Single out each line with the word "styles" and copy it.

#### Recorded information:
## Start
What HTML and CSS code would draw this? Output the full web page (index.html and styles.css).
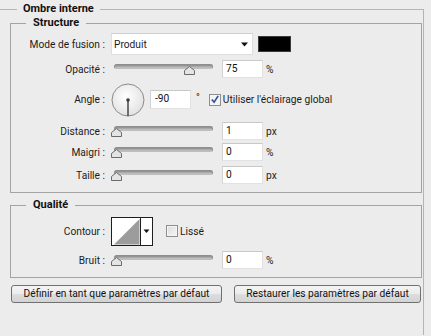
FILE: index.html
```html
<!DOCTYPE html>
<html lang="fr">
<head>
<meta charset="utf-8">
<title>Ombre interne</title>
<link rel="stylesheet" href="styles.css">
</head>
<body>
<fieldset class="group outer">
  <legend class="legend legend-outer">Ombre interne</legend>

  <fieldset class="group sub structure">
    <legend class="legend legend-sub">Structure</legend>

    <div class="row row-mode">
      <span class="label">Mode de fusion :</span>
      <div class="select">
        <span class="select-text">Produit</span>
        <svg class="select-arrow" width="7" height="5" viewBox="0 0 7 5"><path d="M0 0.5H7L3.5 4.5Z" fill="#111"/></svg>
      </div>
      <div class="swatch"></div>
    </div>

    <div class="row row-opacity">
      <span class="label">Opacité :</span>
      <div class="slider" style="--v:0.75">
        <div class="track"></div>
        <svg class="thumb" width="11" height="9" viewBox="0 0 11 9"><path d="M5.5 0.5L10.5 4.5V8.5H0.5V4.5Z" fill="#e4e4e4" stroke="#6b6b6b"/></svg>
      </div>
      <div class="field">75</div>
      <span class="unit">%</span>
    </div>

    <div class="row row-angle">
      <span class="label">Angle :</span>
      <svg class="dial" width="34" height="34" viewBox="0 0 34 34">
        <defs>
          <radialGradient id="dialg" cx="0.45" cy="0.4" r="0.6">
            <stop offset="0" stop-color="#ffffff"/>
            <stop offset="1" stop-color="#e2e2e2"/>
          </radialGradient>
        </defs>
        <circle cx="17" cy="17" r="16" fill="url(#dialg)" stroke="#8c8c8c"/>
        <line x1="17" y1="17" x2="17" y2="33" stroke="#3a3a3a" stroke-width="1.4"/>
        <circle cx="17" cy="17" r="1.8" fill="#3a3a3a"/>
      </svg>
      <div class="field field-angle">-90</div>
      <span class="deg">°</span>
      <span class="check checked">
        <svg width="11" height="11" viewBox="0 0 11 11"><path d="M2 5.5L4.5 8.5L9 1.5" fill="none" stroke="#2b4f9e" stroke-width="1.8"/></svg>
      </span>
      <span class="check-label">Utiliser l'éclairage global</span>
    </div>

    <div class="row row-distance">
      <span class="label">Distance :</span>
      <div class="slider" style="--v:0">
        <div class="track"></div>
        <svg class="thumb" width="11" height="9" viewBox="0 0 11 9"><path d="M5.5 0.5L10.5 4.5V8.5H0.5V4.5Z" fill="#e4e4e4" stroke="#6b6b6b"/></svg>
      </div>
      <div class="field">1</div>
      <span class="unit">px</span>
    </div>

    <div class="row row-choke">
      <span class="label">Maigri :</span>
      <div class="slider" style="--v:0">
        <div class="track"></div>
        <svg class="thumb" width="11" height="9" viewBox="0 0 11 9"><path d="M5.5 0.5L10.5 4.5V8.5H0.5V4.5Z" fill="#e4e4e4" stroke="#6b6b6b"/></svg>
      </div>
      <div class="field">0</div>
      <span class="unit">%</span>
    </div>

    <div class="row row-size">
      <span class="label">Taille :</span>
      <div class="slider" style="--v:0">
        <div class="track"></div>
        <svg class="thumb" width="11" height="9" viewBox="0 0 11 9"><path d="M5.5 0.5L10.5 4.5V8.5H0.5V4.5Z" fill="#e4e4e4" stroke="#6b6b6b"/></svg>
      </div>
      <div class="field">0</div>
      <span class="unit">px</span>
    </div>
  </fieldset>

  <fieldset class="group sub quality">
    <legend class="legend legend-sub">Qualité</legend>

    <div class="row row-contour">
      <span class="label">Contour :</span>
      <svg class="contour" width="42" height="29" viewBox="0 0 42 29">
        <rect x="0.5" y="0.5" width="41" height="28" fill="#ffffff" stroke="#1e1e1e"/>
        <path d="M3 27.5L28.5 2V27.5Z" fill="#9c9c9c"/>
        <line x1="29.5" y1="0.5" x2="29.5" y2="28.5" stroke="#1e1e1e"/>
        <path d="M32.5 12.5H38.5L35.5 16Z" fill="#111"/>
      </svg>
      <span class="check"></span>
      <span class="check-label">Lissé</span>
    </div>

    <div class="row row-noise">
      <span class="label">Bruit :</span>
      <div class="slider" style="--v:0">
        <div class="track"></div>
        <svg class="thumb" width="11" height="9" viewBox="0 0 11 9"><path d="M5.5 0.5L10.5 4.5V8.5H0.5V4.5Z" fill="#e4e4e4" stroke="#6b6b6b"/></svg>
      </div>
      <div class="field">0</div>
      <span class="unit">%</span>
    </div>
  </fieldset>

  <div class="buttons">
    <button class="btn btn-default">Définir en tant que paramètres par défaut</button>
    <button class="btn btn-reset">Restaurer les paramètres par défaut</button>
  </div>
</fieldset>
</body>
</html>
```

FILE: styles.css
```css
* { box-sizing: border-box; }

html, body {
  margin: 0;
  padding: 0;
  background: #ececec;
  overflow: hidden;
}

body {
  width: 431px;
  height: 336px;
  font-family: Roboto, "Liberation Sans", sans-serif;
  font-size: 10.2px;
  color: #1c1c1c;
}

.group {
  margin: 0;
  padding: 0;
  border: 1px solid #a3a3a3;
  min-width: 0;
}

.outer {
  margin: 2px 0 0 -4px;
  width: 428px;
  padding: 0 1px 32px 13px;
  border-color: #b4b4b4;
  border-bottom-width: 0;
}

.legend {
  font-size: 11px;
  font-weight: bold;
  line-height: 14px;
  height: 14px;
  color: #111;
}

.legend-outer {
  margin-left: 7px;
  padding: 0 6px;
}

.legend-sub {
  margin-left: 15px;
  padding: 0 7px;
}

.structure {
  padding: 2px 0 7px 0;
}

.quality {
  margin-top: 5px;
  padding: 5px 0 8px 0;
}

.row {
  display: flex;
  align-items: center;
}

.label {
  width: 94px;
  margin-right: 6px;
  text-align: right;
  white-space: nowrap;
}

.row-mode { height: 24px; }
.row-opacity { height: 26px; }
.row-angle { height: 35px; }
.row-distance { height: 20px; margin-top: 4px; }
.row-choke { height: 20px; margin-top: 1px; }
.row-size { height: 20px; margin-top: 3px; }
.row-contour { height: 28px; }
.row-noise { height: 18px; margin-top: 6px; }

/* select */
.select {
  width: 142px;
  height: 22px;
  background: #ffffff;
  border: 1px solid #dedede;
  border-top-color: #cfcfcf;
  display: flex;
  align-items: center;
  justify-content: space-between;
  padding: 0 4px 0 2px;
}

.select-arrow { display: block; }

.swatch {
  width: 33px;
  height: 16px;
  margin-left: 5px;
  background: #000;
  border: 1px solid #3a3a3a;
}

/* slider */
.slider {
  position: relative;
  width: 102px;
  height: 14px;
  margin-right: 9px;
}

.track {
  margin: 2px 0 0 3px;
  height: 5px;
  border-radius: 3px;
  background: linear-gradient(#8a8a8a, #b0b0b0 60%, #c8c8c8);
  border: 1px solid #8e8e8e;
  border-bottom-color: #bdbdbd;
}

.thumb {
  position: absolute;
  top: 4px;
  left: calc(var(--v) * 97px);
  display: block;
}

/* fields */
.field {
  width: 41px;
  height: 18px;
  background: #ffffff;
  border: 1px solid #e2e2e2;
  border-top-color: #c8c8c8;
  border-left-color: #d2d2d2;
  padding: 0 0 0 3px;
  line-height: 16px;
  color: #111;
}

.field-angle {
  height: 19px;
  margin-left: 5px;
  padding-left: 4px;
}

.unit {
  margin-left: 3px;
}

.dial { display: block; margin-left: 0; }

.deg {
  margin-left: 5px;
  align-self: flex-start;
  margin-top: 10px;
}

.check {
  width: 12px;
  height: 12px;
  border: 1px solid #8e8f8f;
  background: linear-gradient(135deg, #dcdcdc, #f6f6f6);
  box-shadow: inset 0 0 0 1px #f4f4f4;
  display: flex;
  align-items: center;
  justify-content: center;
}

.row-angle .check { margin-left: 9px; }

.check.checked {
  background: #f4f4f4;
  box-shadow: none;
}

.check-label {
  margin-left: 2px;
  white-space: nowrap;
}

.contour { display: block; }

.row-contour .check { margin-left: 13px; }

/* buttons */
.buttons {
  display: flex;
  gap: 12px;
  margin: 7px 0 0 1px;
}

.btn {
  height: 18px;
  padding: 0;
  font-family: inherit;
  font-size: 10.2px;
  color: #111;
  background: linear-gradient(#f4f4f4, #ebebeb 50%, #dddddd 51%, #d3d3d3);
  border: 1px solid #707070;
  border-radius: 3px;
  line-height: 16px;
}

.btn-default { width: 211px; }
.btn-reset { width: 187px; }
```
## End
#### Exercise answer:
What HTML and CSS code would draw this? Output the full web page (index.html and styles.css).
<link rel="stylesheet" href="styles.css">
FILE: styles.css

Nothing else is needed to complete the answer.